• WHAT YOU WILL DO:
Can you write out all the lines word for word, with no pictures?

• Lines of data:
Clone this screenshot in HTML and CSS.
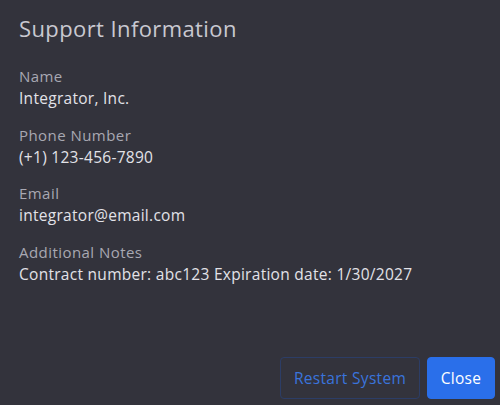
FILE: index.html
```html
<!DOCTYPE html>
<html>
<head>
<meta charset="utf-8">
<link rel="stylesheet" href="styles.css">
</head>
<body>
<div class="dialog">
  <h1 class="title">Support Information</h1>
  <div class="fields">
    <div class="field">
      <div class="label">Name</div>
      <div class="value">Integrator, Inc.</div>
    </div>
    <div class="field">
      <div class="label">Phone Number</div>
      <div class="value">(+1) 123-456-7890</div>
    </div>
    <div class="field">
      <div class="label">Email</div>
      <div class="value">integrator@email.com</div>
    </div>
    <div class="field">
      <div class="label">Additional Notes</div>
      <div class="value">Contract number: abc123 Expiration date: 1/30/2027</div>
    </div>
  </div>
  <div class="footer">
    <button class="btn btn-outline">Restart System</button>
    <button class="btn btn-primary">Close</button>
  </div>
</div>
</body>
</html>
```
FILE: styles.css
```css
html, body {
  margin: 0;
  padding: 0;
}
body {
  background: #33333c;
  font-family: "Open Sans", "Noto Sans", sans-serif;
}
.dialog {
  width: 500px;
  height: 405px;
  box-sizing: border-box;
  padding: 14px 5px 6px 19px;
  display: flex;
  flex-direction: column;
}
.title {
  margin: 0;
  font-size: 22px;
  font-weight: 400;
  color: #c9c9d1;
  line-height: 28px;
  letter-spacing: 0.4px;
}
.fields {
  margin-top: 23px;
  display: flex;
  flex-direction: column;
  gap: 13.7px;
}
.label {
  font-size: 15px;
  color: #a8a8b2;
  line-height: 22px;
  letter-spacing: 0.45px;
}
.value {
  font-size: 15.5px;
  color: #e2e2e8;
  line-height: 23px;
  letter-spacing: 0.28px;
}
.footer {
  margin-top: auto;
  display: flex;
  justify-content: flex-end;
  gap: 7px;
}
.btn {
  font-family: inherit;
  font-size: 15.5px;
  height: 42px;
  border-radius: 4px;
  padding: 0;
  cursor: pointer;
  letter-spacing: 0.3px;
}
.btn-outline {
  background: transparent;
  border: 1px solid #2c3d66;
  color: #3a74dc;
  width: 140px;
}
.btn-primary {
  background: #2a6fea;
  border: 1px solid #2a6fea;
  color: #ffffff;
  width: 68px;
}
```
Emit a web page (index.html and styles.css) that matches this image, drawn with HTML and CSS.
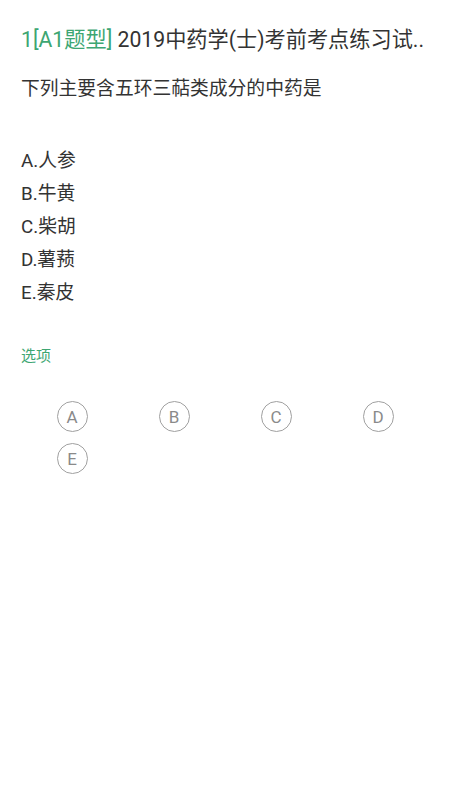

• SOLUTION:
Clone this screenshot in HTML and CSS.
FILE: index.html
```html
<!DOCTYPE html>
<html>
<head>
<meta charset="utf-8">
<link rel="stylesheet" href="styles.css">
</head>
<body>
<div class="dialog">
  <h1 class="title">Support Information</h1>
  <div class="fields">
    <div class="field">
      <div class="label">Name</div>
      <div class="value">Integrator, Inc.</div>
    </div>
    <div class="field">
      <div class="label">Phone Number</div>
      <div class="value">(+1) 123-456-7890</div>
    </div>
    <div class="field">
      <div class="label">Email</div>
      <div class="value">integrator@email.com</div>
    </div>
    <div class="field">
      <div class="label">Additional Notes</div>
      <div class="value">Contract number: abc123 Expiration date: 1/30/2027</div>
    </div>
  </div>
  <div class="footer">
    <button class="btn btn-outline">Restart System</button>
    <button class="btn btn-primary">Close</button>
  </div>
</div>
</body>
</html>
```
FILE: styles.css
```css
html, body {
  margin: 0;
  padding: 0;
}
body {
  background: #33333c;
  font-family: "Open Sans", "Noto Sans", sans-serif;
}
.dialog {
  width: 500px;
  height: 405px;
  box-sizing: border-box;
  padding: 14px 5px 6px 19px;
  display: flex;
  flex-direction: column;
}
.title {
  margin: 0;
  font-size: 22px;
  font-weight: 400;
  color: #c9c9d1;
  line-height: 28px;
  letter-spacing: 0.4px;
}
.fields {
  margin-top: 23px;
  display: flex;
  flex-direction: column;
  gap: 13.7px;
}
.label {
  font-size: 15px;
  color: #a8a8b2;
  line-height: 22px;
  letter-spacing: 0.45px;
}
.value {
  font-size: 15.5px;
  color: #e2e2e8;
  line-height: 23px;
  letter-spacing: 0.28px;
}
.footer {
  margin-top: auto;
  display: flex;
  justify-content: flex-end;
  gap: 7px;
}
.btn {
  font-family: inherit;
  font-size: 15.5px;
  height: 42px;
  border-radius: 4px;
  padding: 0;
  cursor: pointer;
  letter-spacing: 0.3px;
}
.btn-outline {
  background: transparent;
  border: 1px solid #2c3d66;
  color: #3a74dc;
  width: 140px;
}
.btn-primary {
  background: #2a6fea;
  border: 1px solid #2a6fea;
  color: #ffffff;
  width: 68px;
}
```
Emit a web page (index.html and styles.css) that matches this image, drawn with HTML and CSS.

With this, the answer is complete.